In many respects, the scenario in Bangladesh is unique. Given the fact of agro-festivals being fully alive in almost every part of the world, its decline in Bangladesh may appear an aberrant development. Harvest and crop plantation festivals are celebrated across the world even in these frenzied times of online entertainment. Festivals related to crops are organised annually in the sub-continent, Southeast Asia, Middle East, the US, Canada and Europe. The crops vary from paddy to various types of corn. Home to a number of ancient human settlements and ethnic groups, many regions in Africa have been celebrating their harvest times since time immemorial. So have the lands of China, Korea, Japan, Vietnam and many others --- the peoples being rice-eating. In Europe and North America, the cereal crop harvest celebration is generally known as Thanksgiving Day. The dominantly American-Indian native heritage is brought alive in similar festivals in South America and the Caribbean.
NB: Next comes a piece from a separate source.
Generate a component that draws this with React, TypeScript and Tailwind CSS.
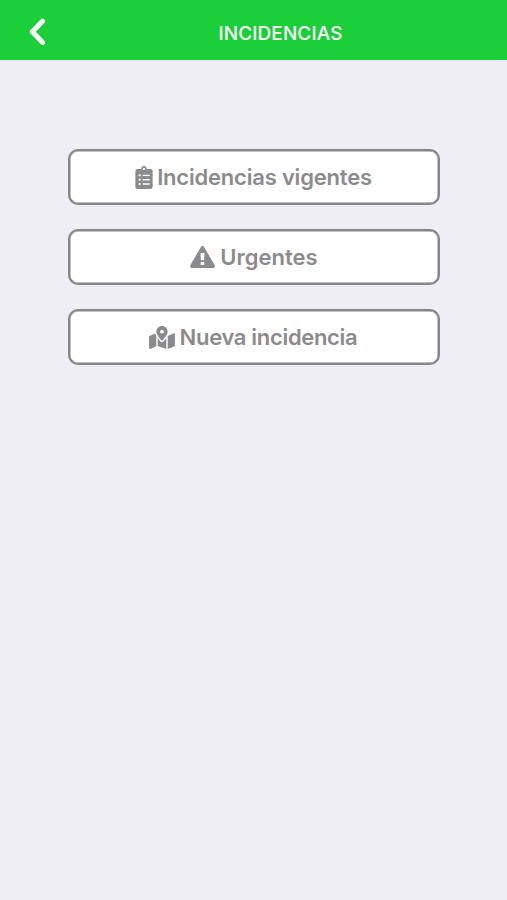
import { FaClipboardList, FaMapMarkedAlt } from "react-icons/fa";

const WarningIcon = ({ className }: { className?: string }) => (
  <svg viewBox="0 0 25 22" className={className} fill="currentColor">
    <path
      fillRule="evenodd"
      d="M10.9.9a1.8 1.8 0 0 1 3.2 0l10.6 18.4a1.8 1.8 0 0 1-1.6 2.7H1.9a1.8 1.8 0 0 1-1.6-2.7ZM10.5 7l.4 7.2h3.2l.4-7.2ZM10.7 15.9v3.2h3.6v-3.2Z"
    />
  </svg>
);

const options = [
  {
    label: "Incidencias vigentes",
    icon: FaClipboardList,
    iconClass: "w-[18px] h-[23px] mr-1",
    labelClass: "mr-px tracking-[-0.2px]",
  },
  {
    label: "Urgentes",
    icon: WarningIcon,
    iconClass: "w-[25px] h-[22px] mr-[5px]",
    labelClass: "tracking-normal",
  },
  {
    label: "Nueva incidencia",
    icon: FaMapMarkedAlt,
    iconClass: "w-[26px] h-[23px] mr-[5px]",
    labelClass: "mr-0.5 tracking-[-0.32px]",
  },
];

const App = () => {
  return (
    <div className="min-h-screen bg-[#efeef4] font-['Inter',sans-serif]">
      {/* Header */}
      <header className="grid h-[60px] grid-cols-[54px_1fr] items-center bg-[#1bcf3b] text-white">
        <button className="flex justify-end pr-2 pt-1" aria-label="Volver">
          <svg
            viewBox="0 0 17 28"
            className="h-7 w-[17px]"
            fill="none"
            stroke="currentColor"
            strokeWidth="5"
            strokeLinecap="round"
            strokeLinejoin="round"
          >
            <path d="M13.5 3.2 3.4 13.8 13.5 24.4" />
          </svg>
        </button>
        <h1 className="pt-2 text-center text-[19px] font-medium tracking-[0.1px]">INCIDENCIAS</h1>
      </header>

      {/* Options */}
      <main className="flex flex-col gap-6 pl-[68px] pr-[67px] pt-[89px]">
        {options.map(({ label, icon: Icon, iconClass, labelClass }) => (
          <button
            key={label}
            className="flex h-14 items-center justify-center rounded-[10px] border-2 border-[#868688] bg-white text-[22px] font-semibold text-[#8b8b8d] shadow-[inset_0_0_0_0.5px_#868688]"
          >
            <Icon className={iconClass} />
            <span className={labelClass}>{label}</span>
          </button>
        ))}
      </main>
    </div>
  );
};

export default App;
Notwithstanding the nationally important festival's lacklustre status among people in this country, the event is attached great social and cultural importance in other regions. We tend to be oblivious to the major place rice and the related customs once enjoyed in Bengalee society. The glory of the cereal has not paled even a little in the context of its national dietary significance. To the misfortune of the country, Nobanno had to find itself uprooted from its rural base and take refuge in the cities. Rice and the villages where it's grown ought to be given back their deserving distinctions. Despite being on the road to graduation into a developing nation, Bangladesh is set to remain agro-based, with paddy being the chief crop, for decades to come. A state-sponsored celebration of rice harvest on a specific day every year could be an occasion to honour the crop and its growers. A formal National Paddy Day, coupled with the Nobanno festivities, carries the prospects for a countrywide appraisal of rice in its multi-faceted aspects. Owing to its national character, no community, be they based in cities or villages, can lay claim to the day as theirs. After all, people of the country depend on rice as a staple.